Today TaxMama hears from Robert in Texas who has a generous grandfather. “My 99 year old grandfather who lives in California, sold his residence for $250,000. He wants to gift $100,000 to each of his two daughters and keep $50,000 for himself. Can he gift this amount without triggering tax problems?”
What a terrific grandfather!
If your grandfather’s residence just sold for $250,000, I suspect his total estate is well under $1,000,000. Is that true?
If that’s the case, he can arrange the gifts in a straightforward manner. Just give the full $100,000 to each daughter.
All he has to do is file a gift tax return, Form 709, to report the gifts. There will be no tax to pay. He will simply reduce his unified credit. https://www.irs.gov/pub/irs-pdf/f709.pdf
Filing the Form 709 will do three things:
1) It will put him on record as having made the gifts.
2) It will reduce his million dollar lifetime gift limit by $200,000.
3) It will reduce his $2 million non-taxable estate assets by $200,000. (This amount rises until 2009, goes away in 2010, and reverts back to $1 million in 2011, unless the politicians sort this out.)

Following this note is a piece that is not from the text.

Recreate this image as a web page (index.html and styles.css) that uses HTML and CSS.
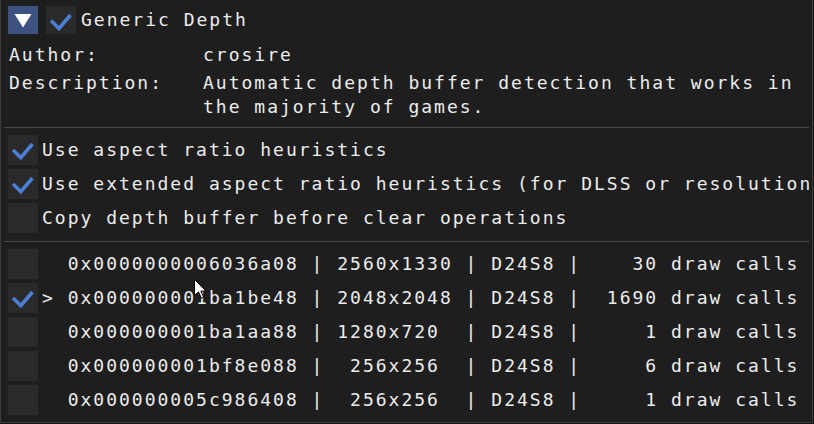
FILE: index.html
```
<!DOCTYPE html>
<html>
<head>
<meta charset="utf-8">
<link rel="stylesheet" href="styles.css">
</head>
<body>
<div class="window">
  <div class="content">
    <div class="header">
      <div class="tree-btn">
        <svg width="30" height="28" viewBox="0 0 30 28"><polygon points="6.5,8 23.5,8 15,21.5" fill="#ffffff"/></svg>
      </div>
      <div class="check hdr">
        <svg width="30" height="28" viewBox="0 0 30 28"><polyline points="5,14.5 13,22.5 24.5,9" fill="none" stroke="#4b7fd6" stroke-width="3.6"/></svg>
      </div>
      <span class="label">Generic Depth</span>
    </div>

    <div class="info">
      <div class="info-row"><span class="key">Author:</span><span class="val">crosire</span></div>
      <div class="info-row"><span class="key">Description:</span><span class="val wrap">Automatic depth buffer detection that works in the majority of games.</span></div>
    </div>

    <div class="sep"></div>

    <div class="list">
      <div class="row">
        <div class="check"><svg width="30" height="30" viewBox="0 0 30 30"><polyline points="5,15 12.8,22.6 24.5,9" fill="none" stroke="#4b7fd6" stroke-width="3.6"/></svg></div>
        <span class="label">Use aspect ratio heuristics</span>
      </div>
      <div class="row">
        <div class="check"><svg width="30" height="30" viewBox="0 0 30 30"><polyline points="5,15 12.8,22.6 24.5,9" fill="none" stroke="#4b7fd6" stroke-width="3.6"/></svg></div>
        <span class="label">Use extended aspect ratio heuristics (for DLSS or resolution scaling)</span>
      </div>
      <div class="row">
        <div class="check"></div>
        <span class="label">Copy depth buffer before clear operations</span>
      </div>
    </div>

    <div class="sep"></div>

    <div class="list">
      <div class="row">
        <div class="check"></div>
        <span class="label">  0x0000000006036a08 | 2560x1330 | D24S8 |    30 draw calls</span>
      </div>
      <div class="row">
        <div class="check"><svg width="30" height="30" viewBox="0 0 30 30"><polyline points="5,15 12.8,22.6 24.5,9" fill="none" stroke="#4b7fd6" stroke-width="3.6"/></svg></div>
        <span class="label">&gt; 0x000000001ba1be48 | 2048x2048 | D24S8 |  1690 draw calls</span>
      </div>
      <div class="row">
        <div class="check"></div>
        <span class="label">  0x000000001ba1aa88 | 1280x720  | D24S8 |     1 draw calls</span>
      </div>
      <div class="row">
        <div class="check"></div>
        <span class="label">  0x000000001bf8e088 |  256x256  | D24S8 |     6 draw calls</span>
      </div>
      <div class="row">
        <div class="check"></div>
        <span class="label">  0x000000005c986408 |  256x256  | D24S8 |     1 draw calls</span>
      </div>
    </div>
  </div>

  <svg class="cursor" width="14" height="21" viewBox="0 0 14 21">
    <path d="M0.5,0.5 L0.5,16.5 L4.5,12.8 L7.3,19.2 L9.6,18.2 L6.9,12 L12,12 Z" fill="#ffffff" stroke="#000000" stroke-width="1"/>
  </svg>
</div>
</body>
</html>
```

FILE: styles.css
```
html, body {
  margin: 0;
  padding: 0;
  background: #151515;
}

body {
  width: 814px;
  height: 424px;
  overflow: hidden;
}

.window {
  position: relative;
  box-sizing: border-box;
  width: 813px;
  height: 423px;
  background: #1e1e1e;
  border-left: 1px solid #3c3c3c;
  border-right: 1px solid #3c3c3c;
  border-bottom: 1px solid #3c3c3c;
  font-family: "DejaVu Sans Mono", "Liberation Mono", monospace;
  font-size: 18px;
  letter-spacing: 2px;
  line-height: 24px;
  color: #ececec;
}

.content {
  width: 808px;
  height: 100%;
  overflow: hidden;
  padding-top: 6px;
  box-sizing: border-box;
}

.header {
  display: flex;
  align-items: center;
  height: 28px;
  padding-left: 7px;
  gap: 8px;
}

.header .label {
  margin-left: -3px;
}

.tree-btn {
  width: 30px;
  height: 28px;
  background: #3d5280;
  flex: none;
}

.tree-btn svg, .check svg {
  display: block;
}

.check {
  width: 30px;
  height: 30px;
  background: #2a2a2a;
  flex: none;
}

.check.hdr {
  height: 28px;
}

.label {
  white-space: pre;
  flex: none;
}

.info {
  margin-top: 9px;
  padding-left: 8px;
  display: flex;
  flex-direction: column;
  gap: 4px;
}

.info-row {
  display: flex;
}

.key {
  width: 194px;
  flex: none;
  white-space: pre;
}

.val.wrap {
  width: 600px;
}

.sep {
  height: 1px;
  background: #4a4a4a;
  margin: 8px 0 0 3px;
}

.list {
  margin-top: 7px;
  padding-left: 7px;
  display: flex;
  flex-direction: column;
  gap: 4px;
}

.row {
  display: flex;
  align-items: center;
  height: 30px;
  gap: 4px;
}

.cursor {
  position: absolute;
  left: 193px;
  top: 279px;
}
```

Perhaps you can help him prepare the Form 709? (Note: There is no filing requirement for California. California does not have a gift tax. https://www.taxes.ca.gov/specialind.html )
And remember, you’ll find answers to lots of questions about gift taxes and other tax information, free. Where? At TaxMama.com[Note: If you were subscribed to the e-mailed TaxQuips, you’d be getting other exciting news and tips, too. Please click on the subscribe link and join us.]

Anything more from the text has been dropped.